■ TASK GOAL:
Using the listing below, give again exactly the lines from the line with "Recreate this image" to the line with "import React from 'react';", inclusive, without the pictures.

■ DATA EXTRACT:
* * * * *

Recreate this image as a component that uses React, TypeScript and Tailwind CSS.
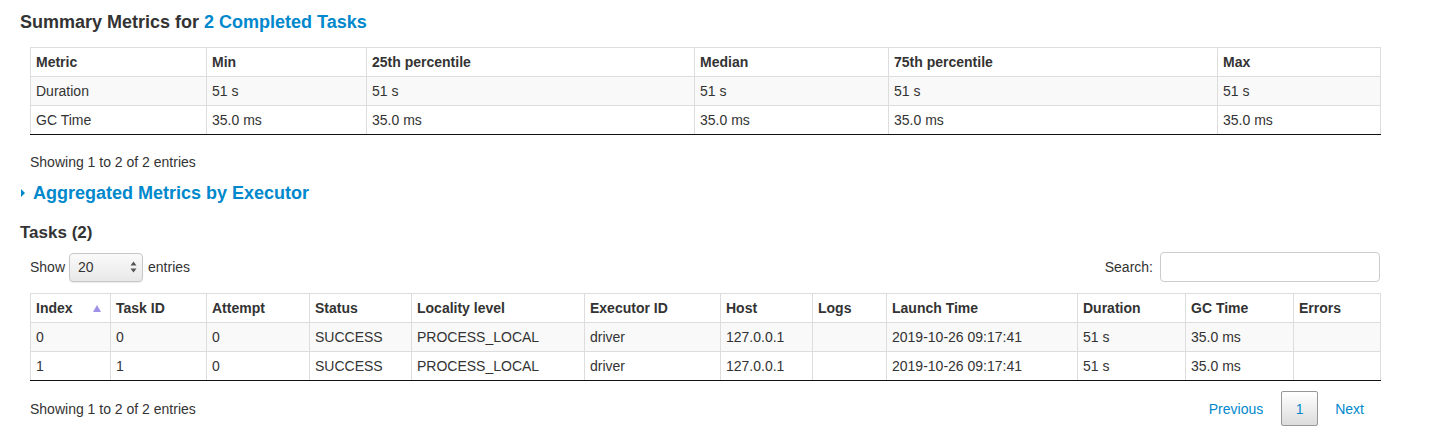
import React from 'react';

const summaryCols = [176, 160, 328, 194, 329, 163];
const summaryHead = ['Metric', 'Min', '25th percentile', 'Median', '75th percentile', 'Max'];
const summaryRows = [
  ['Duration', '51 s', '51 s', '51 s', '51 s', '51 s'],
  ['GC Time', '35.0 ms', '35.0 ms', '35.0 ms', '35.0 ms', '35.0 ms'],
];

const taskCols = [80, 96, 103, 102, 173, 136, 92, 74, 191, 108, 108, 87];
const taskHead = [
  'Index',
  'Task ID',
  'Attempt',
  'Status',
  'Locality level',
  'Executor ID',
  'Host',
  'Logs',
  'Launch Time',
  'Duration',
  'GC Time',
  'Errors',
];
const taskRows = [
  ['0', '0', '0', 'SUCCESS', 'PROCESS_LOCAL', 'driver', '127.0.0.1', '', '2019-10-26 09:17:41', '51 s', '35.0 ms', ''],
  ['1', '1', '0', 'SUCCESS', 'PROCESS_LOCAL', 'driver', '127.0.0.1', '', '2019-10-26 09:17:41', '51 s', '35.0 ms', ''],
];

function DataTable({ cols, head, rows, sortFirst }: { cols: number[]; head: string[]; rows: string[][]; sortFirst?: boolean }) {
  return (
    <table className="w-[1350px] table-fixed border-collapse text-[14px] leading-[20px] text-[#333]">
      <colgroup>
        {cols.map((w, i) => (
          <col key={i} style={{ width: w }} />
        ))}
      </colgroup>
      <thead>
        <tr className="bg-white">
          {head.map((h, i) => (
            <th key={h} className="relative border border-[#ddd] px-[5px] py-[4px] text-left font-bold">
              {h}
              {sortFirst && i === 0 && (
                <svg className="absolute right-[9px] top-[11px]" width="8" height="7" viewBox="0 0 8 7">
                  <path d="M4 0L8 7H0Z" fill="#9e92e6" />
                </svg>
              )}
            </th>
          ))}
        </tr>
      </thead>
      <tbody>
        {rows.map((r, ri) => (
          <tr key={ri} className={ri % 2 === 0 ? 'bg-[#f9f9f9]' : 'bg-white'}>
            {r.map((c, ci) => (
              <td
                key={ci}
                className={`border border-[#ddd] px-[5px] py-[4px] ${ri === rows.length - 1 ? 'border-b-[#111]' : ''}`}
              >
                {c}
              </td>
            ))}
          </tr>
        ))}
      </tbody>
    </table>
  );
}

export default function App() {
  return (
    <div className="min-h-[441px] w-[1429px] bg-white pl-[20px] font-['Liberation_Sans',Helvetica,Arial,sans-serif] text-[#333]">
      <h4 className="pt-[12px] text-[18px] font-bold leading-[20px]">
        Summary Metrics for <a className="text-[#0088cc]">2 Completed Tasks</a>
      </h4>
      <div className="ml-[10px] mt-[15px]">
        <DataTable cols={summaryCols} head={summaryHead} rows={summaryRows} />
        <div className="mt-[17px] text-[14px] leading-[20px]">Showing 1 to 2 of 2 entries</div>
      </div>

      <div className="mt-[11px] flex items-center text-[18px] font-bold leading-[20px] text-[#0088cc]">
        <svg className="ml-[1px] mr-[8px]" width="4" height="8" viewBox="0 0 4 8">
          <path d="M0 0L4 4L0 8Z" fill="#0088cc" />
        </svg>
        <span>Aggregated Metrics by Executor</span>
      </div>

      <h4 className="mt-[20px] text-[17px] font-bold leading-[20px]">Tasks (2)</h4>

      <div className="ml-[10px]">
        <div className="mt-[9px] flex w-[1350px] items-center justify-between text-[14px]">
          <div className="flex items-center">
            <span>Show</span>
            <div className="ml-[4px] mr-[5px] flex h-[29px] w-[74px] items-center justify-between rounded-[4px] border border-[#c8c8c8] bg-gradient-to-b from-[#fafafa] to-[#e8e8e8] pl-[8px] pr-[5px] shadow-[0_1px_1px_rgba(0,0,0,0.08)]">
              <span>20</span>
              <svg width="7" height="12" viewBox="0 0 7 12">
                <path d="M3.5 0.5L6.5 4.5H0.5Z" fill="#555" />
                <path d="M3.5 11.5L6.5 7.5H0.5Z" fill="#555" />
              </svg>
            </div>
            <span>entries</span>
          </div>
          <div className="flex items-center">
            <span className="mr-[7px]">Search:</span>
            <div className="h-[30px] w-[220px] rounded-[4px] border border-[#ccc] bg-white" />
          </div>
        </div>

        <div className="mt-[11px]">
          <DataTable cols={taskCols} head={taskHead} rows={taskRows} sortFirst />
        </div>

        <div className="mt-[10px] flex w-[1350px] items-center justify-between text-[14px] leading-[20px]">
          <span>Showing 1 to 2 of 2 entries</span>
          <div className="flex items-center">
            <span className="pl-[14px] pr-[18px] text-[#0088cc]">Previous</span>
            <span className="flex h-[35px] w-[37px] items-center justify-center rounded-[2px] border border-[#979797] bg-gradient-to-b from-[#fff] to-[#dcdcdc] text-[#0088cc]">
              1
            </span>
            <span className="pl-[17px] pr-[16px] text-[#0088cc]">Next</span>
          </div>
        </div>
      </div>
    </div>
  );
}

* * * * *

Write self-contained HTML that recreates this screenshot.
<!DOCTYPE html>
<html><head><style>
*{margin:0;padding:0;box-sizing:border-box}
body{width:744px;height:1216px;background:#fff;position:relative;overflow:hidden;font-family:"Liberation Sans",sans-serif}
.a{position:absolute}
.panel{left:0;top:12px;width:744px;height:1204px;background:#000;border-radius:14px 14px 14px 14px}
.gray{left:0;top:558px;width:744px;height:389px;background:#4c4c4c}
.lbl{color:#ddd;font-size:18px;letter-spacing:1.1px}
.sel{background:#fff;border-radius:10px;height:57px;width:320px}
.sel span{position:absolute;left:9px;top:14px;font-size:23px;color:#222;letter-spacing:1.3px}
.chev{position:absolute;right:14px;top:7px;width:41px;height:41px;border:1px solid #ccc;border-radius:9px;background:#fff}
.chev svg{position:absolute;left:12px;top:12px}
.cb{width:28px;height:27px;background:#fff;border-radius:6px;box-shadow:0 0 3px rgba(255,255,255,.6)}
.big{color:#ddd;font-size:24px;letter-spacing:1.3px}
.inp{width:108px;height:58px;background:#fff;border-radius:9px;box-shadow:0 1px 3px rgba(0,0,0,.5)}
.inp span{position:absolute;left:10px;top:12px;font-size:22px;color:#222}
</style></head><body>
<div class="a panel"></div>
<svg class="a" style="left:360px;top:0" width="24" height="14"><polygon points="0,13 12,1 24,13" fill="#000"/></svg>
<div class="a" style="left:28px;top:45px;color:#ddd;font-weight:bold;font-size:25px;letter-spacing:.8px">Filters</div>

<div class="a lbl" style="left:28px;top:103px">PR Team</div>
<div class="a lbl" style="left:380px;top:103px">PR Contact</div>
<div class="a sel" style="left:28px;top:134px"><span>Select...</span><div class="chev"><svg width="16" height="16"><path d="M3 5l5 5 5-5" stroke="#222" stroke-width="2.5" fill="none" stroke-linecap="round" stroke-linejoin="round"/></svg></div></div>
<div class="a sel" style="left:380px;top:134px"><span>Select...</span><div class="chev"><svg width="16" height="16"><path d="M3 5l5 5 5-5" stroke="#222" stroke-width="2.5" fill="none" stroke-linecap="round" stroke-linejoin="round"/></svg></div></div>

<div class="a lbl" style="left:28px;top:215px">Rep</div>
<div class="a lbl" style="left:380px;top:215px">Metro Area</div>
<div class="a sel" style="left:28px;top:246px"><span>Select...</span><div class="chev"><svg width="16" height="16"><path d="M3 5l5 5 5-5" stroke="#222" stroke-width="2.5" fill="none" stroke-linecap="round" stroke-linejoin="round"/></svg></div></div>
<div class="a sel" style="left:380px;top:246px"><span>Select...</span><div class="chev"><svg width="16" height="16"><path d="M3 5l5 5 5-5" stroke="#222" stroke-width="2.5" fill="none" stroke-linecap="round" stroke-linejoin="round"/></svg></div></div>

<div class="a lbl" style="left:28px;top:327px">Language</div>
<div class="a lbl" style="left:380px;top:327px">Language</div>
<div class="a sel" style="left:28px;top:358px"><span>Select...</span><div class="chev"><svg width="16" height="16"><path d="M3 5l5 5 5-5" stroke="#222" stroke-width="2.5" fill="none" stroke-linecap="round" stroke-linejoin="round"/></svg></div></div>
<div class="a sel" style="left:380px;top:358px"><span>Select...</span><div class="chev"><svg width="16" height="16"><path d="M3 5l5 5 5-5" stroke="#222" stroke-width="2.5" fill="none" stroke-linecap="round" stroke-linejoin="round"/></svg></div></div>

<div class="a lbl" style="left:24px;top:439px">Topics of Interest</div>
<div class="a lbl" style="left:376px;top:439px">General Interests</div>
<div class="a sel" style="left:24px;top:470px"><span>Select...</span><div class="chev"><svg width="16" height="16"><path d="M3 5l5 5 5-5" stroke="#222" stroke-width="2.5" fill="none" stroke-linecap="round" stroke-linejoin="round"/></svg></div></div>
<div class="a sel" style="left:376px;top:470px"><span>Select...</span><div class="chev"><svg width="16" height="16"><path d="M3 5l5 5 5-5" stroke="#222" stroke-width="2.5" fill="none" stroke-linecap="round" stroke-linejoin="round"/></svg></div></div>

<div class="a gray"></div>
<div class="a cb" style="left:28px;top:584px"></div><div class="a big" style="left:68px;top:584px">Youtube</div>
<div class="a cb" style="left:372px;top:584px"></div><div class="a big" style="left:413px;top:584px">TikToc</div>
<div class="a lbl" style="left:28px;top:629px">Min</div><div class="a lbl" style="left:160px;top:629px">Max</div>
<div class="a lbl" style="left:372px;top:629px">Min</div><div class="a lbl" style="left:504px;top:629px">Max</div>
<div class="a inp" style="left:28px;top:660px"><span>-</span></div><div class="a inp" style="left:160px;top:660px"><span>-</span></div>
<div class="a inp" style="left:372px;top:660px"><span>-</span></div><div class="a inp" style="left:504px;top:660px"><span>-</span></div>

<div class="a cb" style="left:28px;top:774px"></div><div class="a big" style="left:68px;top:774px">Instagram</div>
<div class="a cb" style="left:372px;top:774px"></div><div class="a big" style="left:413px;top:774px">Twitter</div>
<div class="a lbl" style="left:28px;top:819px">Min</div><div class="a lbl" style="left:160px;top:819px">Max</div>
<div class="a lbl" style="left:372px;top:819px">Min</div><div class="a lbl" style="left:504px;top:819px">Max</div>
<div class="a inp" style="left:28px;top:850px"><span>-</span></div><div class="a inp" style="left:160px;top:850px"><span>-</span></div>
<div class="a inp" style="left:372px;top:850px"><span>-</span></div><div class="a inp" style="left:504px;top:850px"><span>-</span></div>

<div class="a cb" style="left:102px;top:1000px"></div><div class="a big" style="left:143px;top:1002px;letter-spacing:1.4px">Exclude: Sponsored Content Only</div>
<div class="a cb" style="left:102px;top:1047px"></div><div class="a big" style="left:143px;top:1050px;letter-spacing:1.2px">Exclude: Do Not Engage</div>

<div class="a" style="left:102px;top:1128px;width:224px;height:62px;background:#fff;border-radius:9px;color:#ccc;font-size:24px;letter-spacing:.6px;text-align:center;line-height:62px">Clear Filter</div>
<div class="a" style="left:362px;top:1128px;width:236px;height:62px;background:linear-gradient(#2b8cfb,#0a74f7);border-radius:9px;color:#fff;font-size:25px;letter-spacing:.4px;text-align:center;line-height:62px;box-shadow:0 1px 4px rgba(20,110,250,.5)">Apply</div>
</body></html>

* * * * *

■ RESULT FOR THIS EXERCISE:
Recreate this image as a component that uses React, TypeScript and Tailwind CSS.
import React from 'react';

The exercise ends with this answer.